The case of the Armonica came home to-night, and the spindle, with all the rest of the work, seems well done. But on further consideration I think it is not worth while to take one of them to London, to be filled with glasses, as we intended. It will be better to send you one complete from thence, made under my direction, which I will take care shall be good. The glasses here will serve for these cases when I come back, if it please God that I live to return, and some friends will be glad of them.

Enclosed I send you that impostor’s letter. Perhaps he may be found by his handwriting.

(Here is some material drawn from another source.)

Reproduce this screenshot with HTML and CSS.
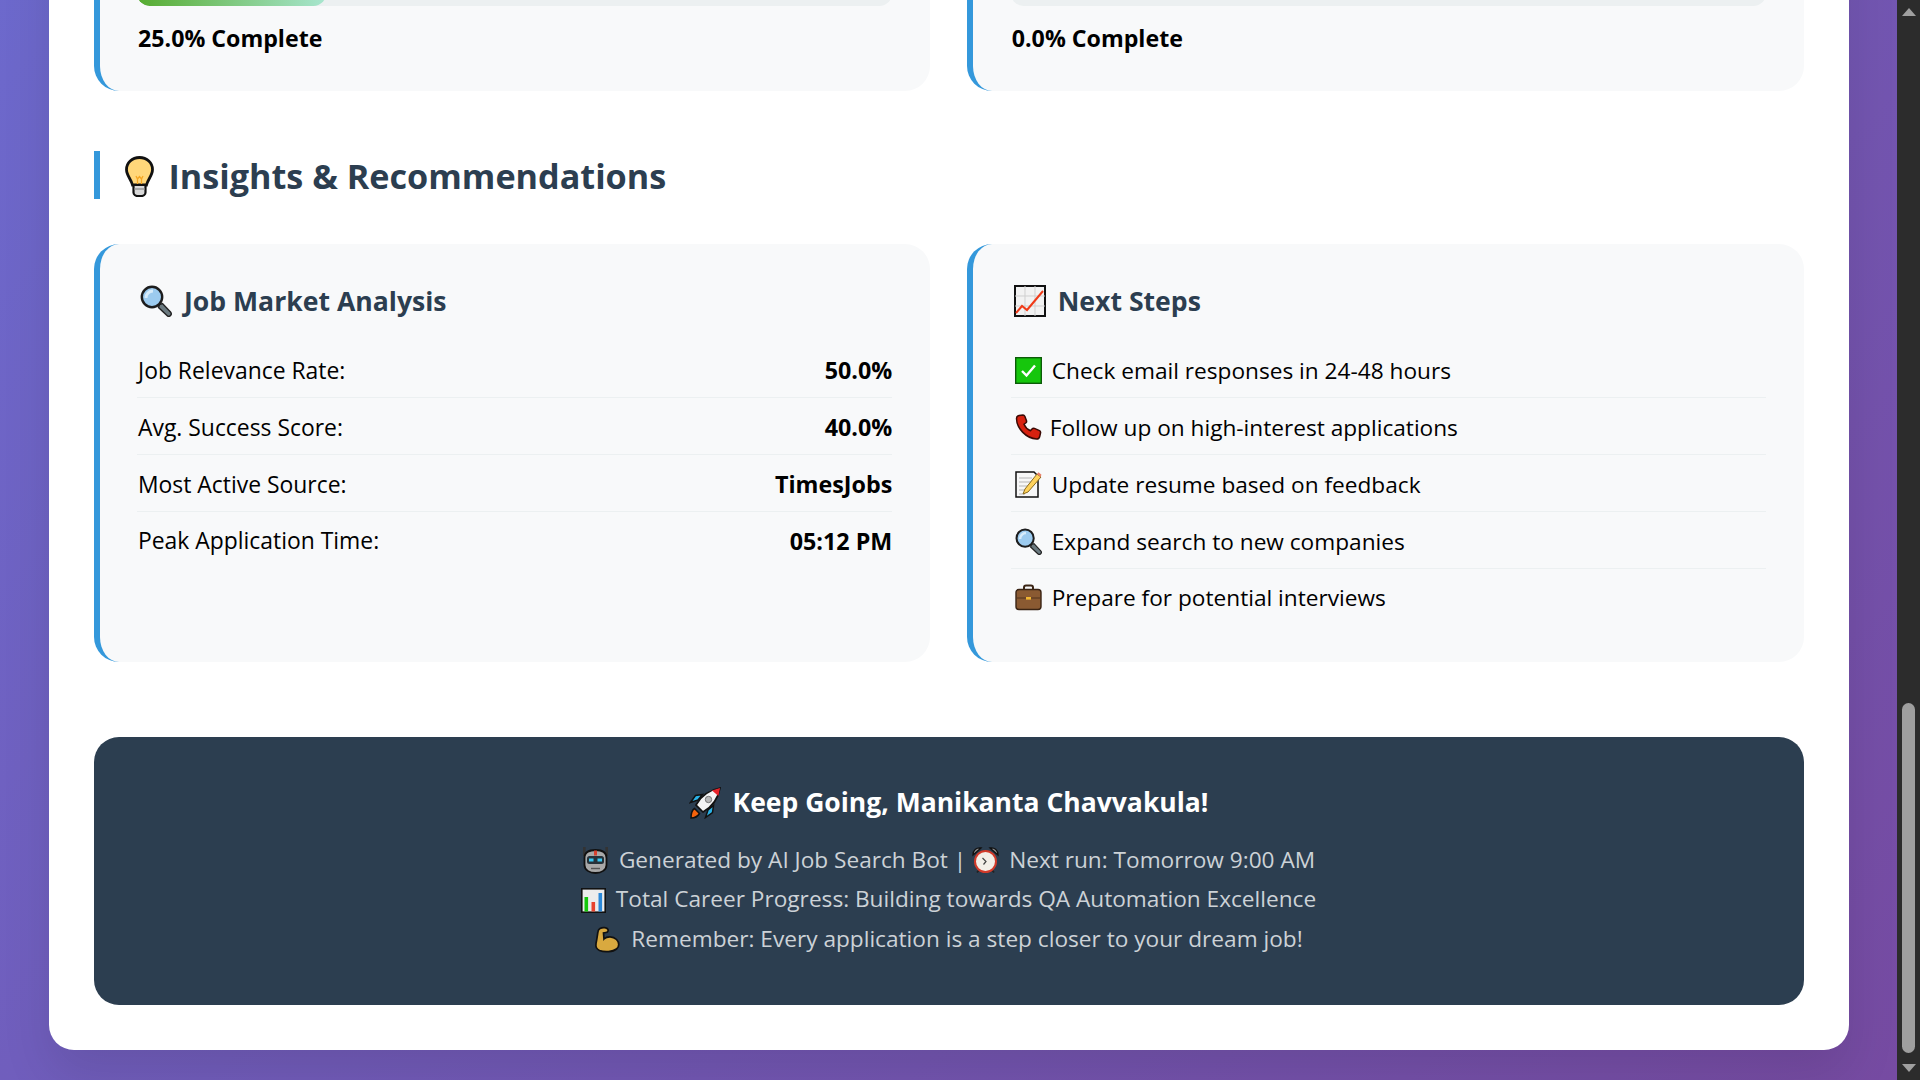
FILE: index.html
```html
<!DOCTYPE html>
<html lang="en">
<head>
    <meta charset="UTF-8">
    <meta name="viewport" content="width=device-width, initial-scale=1.0">
    <title>Job Search Report</title>
    <link rel="stylesheet" href="styles.css">
</head>
<body>
    <svg class="sprite" xmlns="http://www.w3.org/2000/svg">
        <symbol id="i-bulb" viewBox="0 0 29 41">
            <path d="M14.5 1.5C7 1.500 1.500 7 1.500 13.500c0 6 4.500 9.500 6 15.500h14c1.500-6 6-9.500 6-15.500C27.500 7 22 1.500 14.500 1.500z" fill="#ffd77a" stroke="#111" stroke-width="2.800"/>
            <path d="M11 20l1.500 3 2-2.500 2 2.500 1.500-3M12.500 23v6M16.500 23v6" fill="none" stroke="#f5a623" stroke-width="1.300"/>
            <path d="M8.500 29h12v7.500c0 2-2 3.500-4 3.500h-4c-2 0-4-1.500-4-3.500z" fill="#d9d9d9" stroke="#111" stroke-width="2.200"/>
            <path d="M9 33h11" stroke="#888" stroke-width="1.200"/>
        </symbol>
        <symbol id="i-search" viewBox="0 0 32 32">
            <path d="M19.500 19.500l3-1 8 8.500c1 1.200 1 2.500 0 3.500s-2.500 1-3.500 0l-8.500-8z" fill="#6b7a80" stroke="#222" stroke-width="1.400"/>
            <circle cx="12" cy="12" r="10.200" fill="#9ccbef" stroke="#1d1d1d" stroke-width="2.400"/>
            <path d="M6 13a7 7 0 0 1 7-7" fill="none" stroke="#d7ecfb" stroke-width="3"/>
        </symbol>
        <symbol id="i-trend" viewBox="0 0 32 32">
            <rect x="1" y="1" width="30" height="30" fill="#f2f2f2" stroke="#111" stroke-width="2"/>
            <path d="M1 11h30M1 21h30M11 1v30M21 1v30" stroke="#cfcfcf" stroke-width="1"/>
            <path d="M2 28l6-7 5 4L29 6" fill="none" stroke="#f03a17" stroke-width="2"/>
        </symbol>
        <symbol id="i-check" viewBox="0 0 27 27">
            <rect x=".7" y=".7" width="25.600" height="25.600" fill="#16c60c" stroke="#0c5c08" stroke-width="1.400"/>
            <path d="M7 14l4.500 4.500L20 8.500" fill="none" stroke="#fff" stroke-width="2.400"/>
        </symbol>
        <symbol id="i-phone" viewBox="0 0 27 27">
            <path d="M4 1.500L8 1c1 0 1.500.7 2 1.700l1.500 4c.3 1 0 1.700-.8 2.300l-1.700 1.200c1.300 3 3.500 5.200 6.500 6.500l1.500-1.700c.7-.8 1.500-1 2.400-.6l4.600 2c1.200.5 1.800 1.500 1.500 2.600l-.8 3.500c-.3 1.500-1.500 2.500-3 2.500C11 24.500 1.500 14 1.500 4.500 1.500 3 2.500 1.700 4 1.500z" fill="#d8210f" stroke="#3a0a05" stroke-width="1.500"/>
        </symbol>
        <symbol id="i-memo" viewBox="0 0 27 27">
            <path d="M1 1h18l4 4v21H1z" fill="#f7f7f7" stroke="#111" stroke-width="1.500"/>
            <path d="M4 7h13M4 11h12M4 15h9M4 19h7M4 23h6" stroke="#b5b5b5" stroke-width="1"/>
            <path d="M8 23l2-5L22 3l4 3-13 15z" fill="#ffd35c" stroke="#8a6a1c" stroke-width="1"/>
            <path d="M22 3l1.500-1.700 3 2.500L25.500 6z" fill="#e8806a"/>
        </symbol>
        <symbol id="i-case" viewBox="0 0 27 27">
            <path d="M9 6V3.500C9 2.500 9.800 1.500 11 1.500h5c1.200 0 2 1 2 2V6" fill="none" stroke="#3a2414" stroke-width="2"/>
            <rect x="1" y="5.500" width="25" height="20" rx="3" fill="#8a5a32" stroke="#3a2414" stroke-width="1.400"/>
            <path d="M1.500 14h24" stroke="#5a3a20" stroke-width="1.200"/>
            <rect x="11" y="13" width="5" height="2.600" fill="#f2b632"/>
        </symbol>
        <symbol id="i-rocket" viewBox="0 0 32 32">
            <path d="M2 31c0-4 1-8 3.500-9.500L10.500 26.500C9 29 6 31 2 31z" fill="#f7630c" stroke="#111" stroke-width="1.500"/>
            <path d="M9 13L1.500 15.500l5-7 7-1zM19 23l-2.500 7.500 7-5 1-7z" fill="#2bb3e8" stroke="#111" stroke-width="1.500"/>
            <path d="M7 18C12 9 20 3 31 1 29 12 23 20 14 25z" fill="#f4f4f4" stroke="#111" stroke-width="1.700"/>
            <path d="M23 3.500L31 1l-1.600 8z" fill="#e8232a"/>
            <circle cx="19.500" cy="12.500" r="3.200" fill="#b9b9b9" stroke="#777" stroke-width="1"/>
        </symbol>
        <symbol id="i-robot" viewBox="0 0 27 27">
            <path d="M2.300 0v9M24.700 0v9" stroke="#333" stroke-width="2.600"/>
            <path d="M2.500 11C2.500 5 8 3 13.500 3S24.500 5 24.500 11v7c0 5-5 8-11 8s-11-3-11-8z" fill="#a9a9a9" stroke="#111" stroke-width="1.800"/>
            <rect x="12" y="3.500" width="3" height="5" fill="#d8412f"/>
            <rect x="5" y="9" width="17" height="8" rx="2.500" fill="#26323a"/>
            <rect x="7" y="11.500" width="4.500" height="3" fill="#39c5f0"/>
            <rect x="15.500" y="11.500" width="4.500" height="3" fill="#39c5f0"/>
            <path d="M9 21.500h9" stroke="#555" stroke-width="1.400"/>
        </symbol>
        <symbol id="i-clock" viewBox="0 0 27 27">
            <path d="M1 8C1 3 4 .5 9 1zM26 8c0-5-3-7.500-8-7z" fill="#8f8f8f" stroke="#111" stroke-width="1.300"/>
            <path d="M5 25.500l2.500-3M22 25.500l-2.500-3" stroke="#222" stroke-width="1.800"/>
            <circle cx="13.500" cy="14.500" r="10.500" fill="#f3efe8" stroke="#d13a2a" stroke-width="2"/>
            <path d="M10.500 11l3.500 3.500-2.500 3" fill="none" stroke="#444" stroke-width="1.200"/>
        </symbol>
        <symbol id="i-bars" viewBox="0 0 25 25">
            <rect x=".8" y=".8" width="23.400" height="23.400" fill="#ececec" stroke="#111" stroke-width="1.600"/>
            <rect x="3.500" y="9" width="3.600" height="14.500" fill="#16c60c"/>
            <rect x="10.500" y="14" width="3.600" height="9.500" fill="#e8432e"/>
            <rect x="17.500" y="5" width="3.600" height="18.500" fill="#2b88d8"/>
        </symbol>
        <symbol id="i-muscle" viewBox="0 0 27 27">
            <path d="M6 2.500C9 1 13 1.500 14 3.500c.6 1.500-.5 2.700-2 3l-2.500.5.500 6c3-3 9-3 12.500.5 3 3 3 7 0 9.500-3.500 3-12 3.500-17 1.500-3-1.300-4-4-3.500-7C3 13 3.500 8 4 5.500c.2-1.300 1-2.500 2-3z" fill="#d9a93f" stroke="#111" stroke-width="1.700"/>
        </symbol>
    </svg>

    <div class="page">
        <main class="container">
            <div class="grid">
                <div class="card">
                    <div class="progress-bar"><div class="progress-fill" style="width: 25%"></div></div>
                    <div class="progress-text">25.0% Complete</div>
                </div>
                <div class="card">
                    <div class="progress-bar"></div>
                    <div class="progress-text">0.0% Complete</div>
                </div>
            </div>

            <h2 class="section-title"><svg class="icon-bulb"><use href="#i-bulb"/></svg>Insights &amp; Recommendations</h2>

            <div class="grid">
                <div class="card">
                    <h3><svg class="icon-head"><use href="#i-search"/></svg>Job Market Analysis</h3>
                    <div class="row"><span>Job Relevance Rate:</span><strong>50.0%</strong></div>
                    <div class="row"><span>Avg. Success Score:</span><strong>40.0%</strong></div>
                    <div class="row"><span>Most Active Source:</span><strong>TimesJobs</strong></div>
                    <div class="row"><span>Peak Application Time:</span><strong>05:12 PM</strong></div>
                </div>
                <div class="card">
                    <h3><svg class="icon-head"><use href="#i-trend"/></svg>Next Steps</h3>
                    <div class="row step"><svg class="icon-row"><use href="#i-check"/></svg>Check email responses in 24-48 hours</div>
                    <div class="row step"><svg class="icon-row icon-tight"><use href="#i-phone"/></svg>Follow up on high-interest applications</div>
                    <div class="row step"><svg class="icon-row"><use href="#i-memo"/></svg>Update resume based on feedback</div>
                    <div class="row step"><svg class="icon-row"><use href="#i-search"/></svg>Expand search to new companies</div>
                    <div class="row step"><svg class="icon-row"><use href="#i-case"/></svg>Prepare for potential interviews</div>
                </div>
            </div>

            <footer class="footer">
                <h3><svg class="icon-rocket"><use href="#i-rocket"/></svg>Keep Going, Manikanta Chavvakula!</h3>
                <p><svg class="icon-foot"><use href="#i-robot"/></svg>Generated by AI Job Search Bot | <svg class="icon-foot"><use href="#i-clock"/></svg>Next run: Tomorrow 9:00 AM</p>
                <p><svg class="icon-foot icon-bars"><use href="#i-bars"/></svg>Total Career Progress: Building towards QA Automation Excellence</p>
                <p><svg class="icon-foot"><use href="#i-muscle"/></svg>Remember: Every application is a step closer to your dream job!</p>
            </footer>
        </main>
    </div>

    <div class="scrollbar">
        <div class="arrow-up"></div>
        <div class="track"><div class="thumb"></div></div>
        <div class="arrow-down"></div>
    </div>
</body>
</html>
```

FILE: styles.css
```css
* {
    margin: 0;
    padding: 0;
    box-sizing: border-box;
}

body {
    display: flex;
    height: 100vh;
    overflow: hidden;
    font-family: 'Open Sans', 'Noto Sans', sans-serif;
    color: #000;
}

.sprite {
    display: none;
}

/* the page is scrolled to its end, so content sits at the bottom and clips at the top */
.page {
    flex: 1;
    min-width: 0;
    display: flex;
    flex-direction: column;
    justify-content: flex-end;
    align-items: center;
    padding-bottom: 30px;
    overflow: hidden;
    background: linear-gradient(135deg, #667eea 0%, #764ba2 100%) left bottom / 100% 3190px no-repeat;
}

.container {
    flex-shrink: 0;
    width: 1800px;
    padding: 45px;
    background: #fff;
    border-radius: 25px;
    box-shadow: 0 25px 50px rgba(0, 0, 0, 0.1);
}

.grid {
    display: grid;
    grid-template-columns: 1fr 1fr;
    gap: 37.5px;
}

.card {
    padding: 37.5px;
    background: #f8f9fa;
    border-left: 6.25px solid #3498db;
    border-radius: 25px;
}

.progress-bar {
    height: 25px;
    background: #ecf0f1;
    border-radius: 12.5px;
    overflow: hidden;
}

.progress-fill {
    height: 100%;
    background: linear-gradient(90deg, #56ab2f, #a8e6cf);
    border-radius: 12.5px;
}

.progress-text {
    margin-top: 18px;
    padding-left: 1px;
    font-size: 23.2px;
    font-weight: 700;
    line-height: 29px;
}

.section-title {
    display: flex;
    align-items: center;
    height: 48px;
    margin: 60px 0 45px;
    padding: 2px 0 0 25px;
    border-left: 6px solid #3498db;
    color: #2c3e50;
    font-size: 34.2px;
    font-weight: 700;
}

.icon-bulb {
    width: 29px;
    height: 41px;
    margin: 2px 15px 0 0;
}

.card h3 {
    display: flex;
    align-items: center;
    height: 39px;
    margin-bottom: 21px;
    color: #2c3e50;
    font-size: 26.6px;
    font-weight: 700;
}

.icon-head {
    width: 32px;
    height: 32px;
    margin: 0 12px 0 3px;
}

.row {
    display: flex;
    justify-content: space-between;
    align-items: center;
    height: 57px;
    padding: 2px 0 0 1px;
    border-bottom: 1px solid #ecf0f1;
    font-size: 22.9px;
}

.row:last-child {
    height: 55px;
    border-bottom: none;
}

.row strong {
    font-size: 23.3px;
    font-weight: 700;
}

.step {
    justify-content: flex-start;
    font-size: 22.65px;
}

.icon-row {
    width: 27px;
    height: 27px;
    margin: 0 10px 0 3px;
    flex-shrink: 0;
}

.icon-tight {
    margin-right: 8px;
}

.footer {
    margin-top: 75px;
    padding: 45px 45px 47px;
    background: #2c3e50;
    border-radius: 25px;
    text-align: center;
    color: #ccd2d7;
}

.footer h3 {
    margin-bottom: 17.75px;
    color: #fff;
    font-size: 26.5px;
    font-weight: 700;
    line-height: 40px;
}

.icon-rocket {
    width: 32px;
    height: 32px;
    margin-right: 12px;
    vertical-align: -7px;
}

.footer p {
    font-size: 22.65px;
    line-height: 39.5px;
}

.icon-foot {
    width: 27px;
    height: 27px;
    margin-right: 10px;
    vertical-align: -6px;
}

.icon-bars {
    width: 25px;
    height: 25px;
}

.scrollbar {
    flex: 0 0 23px;
    display: flex;
    flex-direction: column;
    align-items: center;
    background: #2c2c2c;
}

.arrow-up,
.arrow-down {
    flex-shrink: 0;
    width: 0;
    height: 0;
    border-left: 7.5px solid transparent;
    border-right: 7.5px solid transparent;
}

.arrow-up {
    margin-top: 8px;
    border-bottom: 8px solid #a0a0a0;
}

.arrow-down {
    margin-bottom: 8px;
    border-top: 8px solid #a0a0a0;
}

.track {
    flex: 1;
    display: flex;
    flex-direction: column;
    justify-content: flex-end;
    padding-bottom: 11px;
}

.thumb {
    width: 13px;
    height: 350px;
    background: #9f9f9f;
    border-radius: 6.5px;
}
```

We sail on Wednesday. The merchants here in two hours subscribed eleven hundred pounds, to be lent the publick for the charges of my voyage, &c. I shall take with me but part of it, five hundred pounds sterling. Any sum is to be had that I may want. My love to all. Adieu. Yours affectionately,

B. Franklin.1

[1 ]Dr. Franklin was appointed to this second mission to England by the Assembly of Pennsylvania, October 26, 1764. As the Assembly had not then in the treasury any money that could be appropriated for this purpose, they passed a resolve that the expense attending his voyage and the execution of the trust reposed in him should be provided for in the next bill prepared by the House for raising money to defray the public debts. On the strength of this pledge, the money was loaned by the merchants, although a party had made a considerable opposition to the appointment of an agent who was known to be hostile to the Proprietaries, and had been active in promoting petitions for a change of the Pennsylvania government.